6 Comments on "Travel Tip of the Day: Don’t Pack Extra Batteries"

  1. This is stupid,

    all the years before it was no problem, all of a sudden its a problem. Just because it happened somewhere. So a passenger cabin fire is less problematic then a luggage compartment fire?

    Will I get a third carry-on for all the batteries? some devices you cant even detach the battery. Some will probably count as a “weapon” and you cant carry it on, you have to check it, but you cant check it either.. so what do you do?

    Take the train, but wait, there could be a chance too, that the batteries ignite…

  2. Yes you are perfectly correct dear. I agreed with you.

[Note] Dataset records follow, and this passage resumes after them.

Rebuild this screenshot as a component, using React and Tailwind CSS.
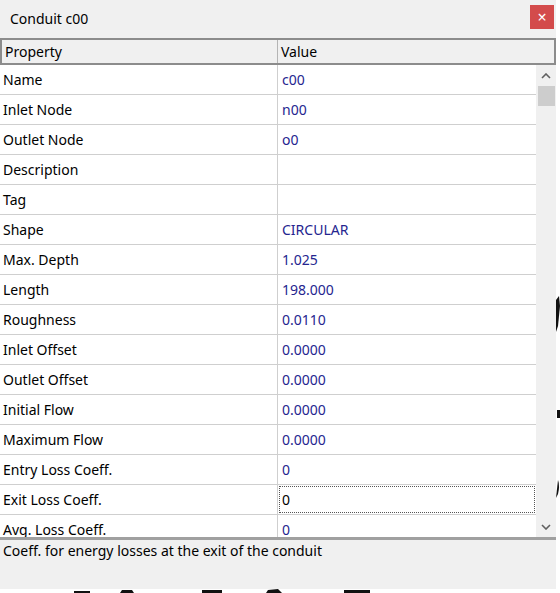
import React from "react";

const rows = [
  ["Name", "c00"],
  ["Inlet Node", "n00"],
  ["Outlet Node", "o0"],
  ["Description", ""],
  ["Tag", ""],
  ["Shape", "CIRCULAR"],
  ["Max. Depth", "1.025"],
  ["Length", "198.000"],
  ["Roughness", "0.0110"],
  ["Inlet Offset", "0.0000"],
  ["Outlet Offset", "0.0000"],
  ["Initial Flow", "0.0000"],
  ["Maximum Flow", "0.0000"],
  ["Entry Loss Coeff.", "0"],
  ["Exit Loss Coeff.", "0", true],
  ["Avg. Loss Coeff.", "0"],
];

export default function App() {
  return (
    <div
      className="relative w-[560px] h-[593px] bg-white overflow-hidden text-[14px] text-black"
      style={{ fontFamily: '"Noto Sans", "Open Sans", sans-serif' }}
    >
      <svg className="absolute left-0 top-0" width="560" height="593">
        <path d="M556 300 l3 -4 l1 10 l-2 20 l-2 6 z" fill="#111" />
        <path d="M557 410 h3 v8 h-3 z" fill="#111" />
        <path d="M558 480 q2 6 0 14 l-2 4 z" fill="#111" />
        <path d="M74 591 h16 v2 h-16 z" fill="#111" />
        <path d="M122 590 l10 0 l2 3 h-14 z" fill="#111" />
        <path d="M202 590 h20 v3 h-20 z" fill="#111" />
        <path d="M268 590 l10 -1 l4 4 h-16 z" fill="#111" />
        <path d="M344 590 h26 v3 h-26 z" fill="#111" />
      </svg>
      <div className="relative w-[556px] h-[589px] bg-[#f0f0f0] flex flex-col">
        <div className="h-[38px] flex items-center justify-between pl-[10px] pr-[2px]">
          <span className="leading-none">Conduit c00</span>
          <div className="w-[24px] h-[24px] bg-[#d34b4b] flex items-center justify-center mb-[4px] text-white text-[16px] leading-none">
            ×
          </div>
        </div>
        <div className="h-[27px] flex border-2 border-[#8c8c8c] bg-[#f0f0f0] leading-none">
          <div className="w-[276px] border-r border-[#b4b4b4] flex items-center pl-[3px]">Property</div>
          <div className="flex-1 flex items-center pl-[3px]">Value</div>
        </div>
        <div className="h-[472px] flex overflow-hidden">
          <div className="w-[536px] bg-white flex flex-col">
            {rows.map(([k, v, sel]) => (
              <div key={k} className="h-[30px] shrink-0 flex border-b border-[#cfcfcf]">
                <div className="w-[278px] border-r border-[#cfcfcf] flex items-center pl-[3px] pb-[1px]">{k}</div>
                <div className="flex-1 flex items-center p-[1px]">
                  {sel ? (
                    <div className="w-full h-full border border-dotted border-[#555] flex items-center pl-[2px] pb-[1px]">{v}</div>
                  ) : (
                    <span className="pl-[3px] pb-[1px] text-[#25258f]">{v}</span>
                  )}
                </div>
              </div>
            ))}
          </div>
          <div className="flex-1 bg-[#f0f0f0] flex flex-col items-center">
            <div className="h-[21px] flex items-center justify-center">
              <svg width="10" height="6" viewBox="0 0 10 6">
                <path d="M1 5 L5 1 L9 5" stroke="#606060" strokeWidth="1.6" fill="none" />
              </svg>
            </div>
            <div className="w-[17px] h-[20px] bg-[#cdcdcd]" />
            <div className="flex-1" />
            <div className="h-[20px] flex items-center justify-center">
              <svg width="10" height="6" viewBox="0 0 10 6">
                <path d="M1 1 L5 5 L9 1" stroke="#606060" strokeWidth="1.6" fill="none" />
              </svg>
            </div>
          </div>
        </div>
        <div className="h-[3px] bg-[#a0a0a0]" />
        <div className="pl-[3px] pt-[2px] leading-[18px]">Coeff. for energy losses at the exit of the conduit</div>
      </div>
    </div>
  );
}
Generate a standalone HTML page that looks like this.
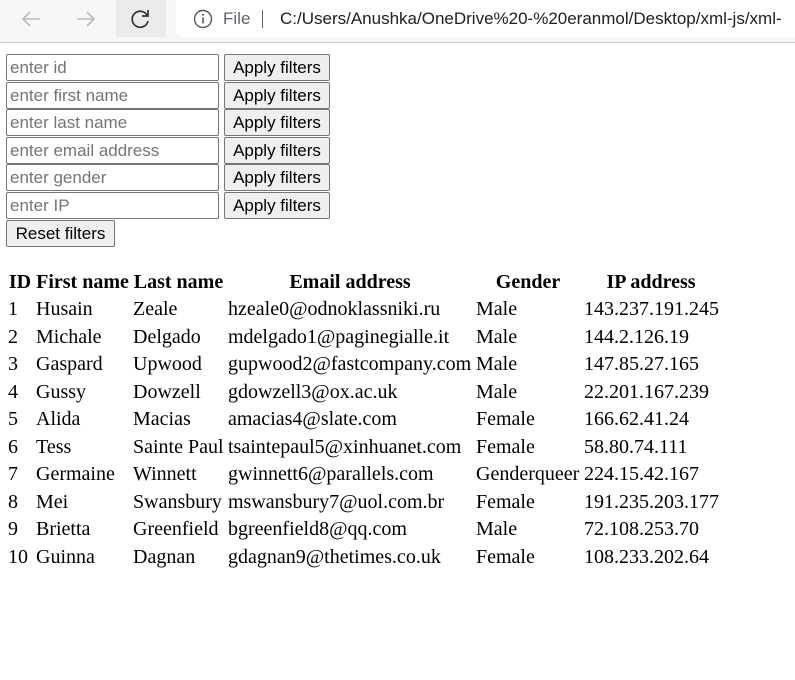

  3. IMHO, the fire suppression system in the cargo hole should quickly put out a fire. Of course other passengers luggage will be foamed and not a good place for your pets.

    If I plan an overnight trip and want to avoid luggage fees, this is a joke. Why should I do a CYA for airlines and the FAA or leave my cell phones, camera and laptop at home. By the way, some will be whipping out their devices, when given the okay.

  4. Actually in the case of a true runaway reaction halon will not do much good. The flames will be put out but the heat will remain, so it will flame up as soon as it gets some oxygen. And lithium batteries produce their own oxygen when they get hot, as well as explosive gas (another problem). Fortunately, this is extremely rare. If the FAA truly cared about safety, they would advise consumers not to buy steeply discounted replacement/spare batteries off the internet. These are usually counterfeits or untested and manufactured in countries with poor regulatory oversight and no accountability.

  5. Is it better to convert US dollars in Korea or use my Canadian?

  6. What if we keep batteries packed and don’t put them on charging during flight ? Is it same dangerous being laid in baggage compartments… I don’t think so. There are so many other similar products possess same properties like these batteries and they don’t harm.